Vous ne pensez donc pas qu’il y ait en champagne, comme ailleurs, un goût de plus en plus marqué pour les vins plus récents ?
Si, bien sûr. 90 % de nos ventes concernent le blanc de blancs, le rosé et la gamme Réflexion. Ce sont tous trois des champagnes frais, aériens et c’est ce qui fait le succès du champagne aujourd’hui. Les champagnes vieillis restent dans la cour des grands amateurs. Émile Peynaud disait en effet qu’un grand terroir s’exprime avec le temps. Il avait raison, les vieux champagnes sont toujours très bons et plein de surprises. Toutefois, il est très rare d’avoir la chance de boire des champagnes de 20 ou 30 ans.

 

Vous évoquez la possibilité d’embouteiller dans un futur proche une cuvée dite « de prestige ». En quoi va-t-elle se distinguer des autres cuvées de même ambition ?
C’est devenu indispensable en Champagne.
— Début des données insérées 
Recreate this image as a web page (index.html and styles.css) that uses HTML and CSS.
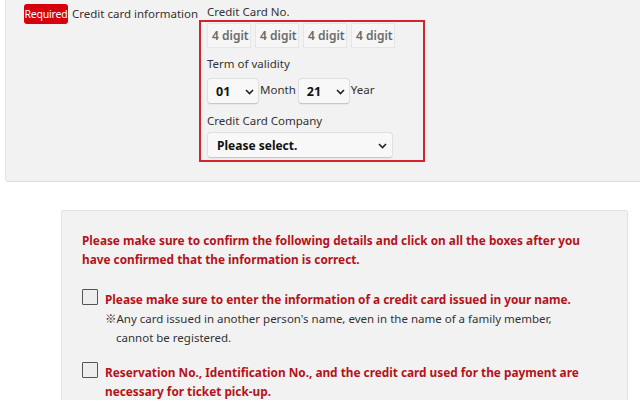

Francis Tribaut avait donc commencé à y réfléchir et a réservé en cave quelques millésimes dans un flacon spécial. Elle sera millésimée – c’est très important pour ce type de cuvée – et basée sur un esprit de terroir avec une concentration sur les villages d’Aÿ et de la Côte des Blancs. Nous les avons choisis pour leurs sols très crayeux afin d’avoir dans nos vins une double approche. Verticale sur la fraîcheur, horizontale sur l’intensité. Avant tout, nous irons chercher le côté aérien et cristallin d’un grand vin de champagne.

 

Vos vins sont pour la plupart issus d’un seul millésime. Cela veut-il dire que vous n’avez pas assez de vin de réserve ou bien c’est un choix délibéré pour coller à l’année et la mettre en valeur ?
Un peu des deux. Nous avons des vins de réserve, ils vont venir agrémenter et peaufiner l’assemblage du brut sans année mais dans des très petites proportions, au maximum 30 %. Ensuite, toute une série de vins dans la gamme sera à termes millésimée. Aujourd’hui elles ne le sont pas par choix, nous préférons nous focaliser sur la parcelle. Mais chaque année est différente et nous voulons exprimer cette différence au travers du millésime.

 

Votre ambition pour la maison est-elle de développer la production ou de conserver un rythme plus lent, adapté à vos capacités d’approvisionnement ?
La capacité de production en Champagne est directement liée à l’approvisionnement. Le défi est donc de trouver avec les vignerons le bon niveau d’approvisionnement pour créer un réseau de personnes qui ont l’envie de travailler avec nous. Il faut ensuite que la machine fonctionne côté distribution. Sur ce point, Campari a les ressources, les capacités et le savoir-faire nécessaires. Nous pouvons choisir le rythme de production qui nous convient le mieux. Pour ce mariage entre Lallier en Champagne et Campari, nous préférons donc garder un rythme qui nous permet de conserver notre niveau qualitatif et notre identité.

 

Vous nous avez beaucoup parlé de nature. Êtes-vous proche d’une viticulture qui se veut plus durable ?
Il y a deux aspects dans le mot nature, il n’en faut oublier aucun. Il y a d’abord ce qu’elle nous offre, le style et le climat – ces choses avec lesquelles nous devons nous adapter. Il y a surtout cette notion de respect incontournable d’un point de vue éthique pour qu’elle continue à nous donner de belles choses. On ne pourra jamais dompter la nature, le respect lui laisse le temps de nous donner ce qu’elle a de mieux. Chez Lallier, je souhaiterais avancer sur deux grandes directions. La première concerne le sol qui est tout simplement là où les racines puisent leur énergie et expriment la minéralité aussi bien que la salinité. Ensuite, je veux laisser la biodiversité s’exprimer. La vigne est devenue une monoculture un peu partout, on en voit les limites aujourd’hui. Il est donc important de faire un pas en arrière en gardant à l’esprit que la vigne est prioritaire. Depuis que je suis arrivé, nous créons des îlots de biodiversité autour de nos sites de production.

 

Je m’aperçois que vous ne nous avez pas parlé de votre passage chez Laurent-Perrier
Joker.

 

Merci Dominique. Cette non-réponse dit tout.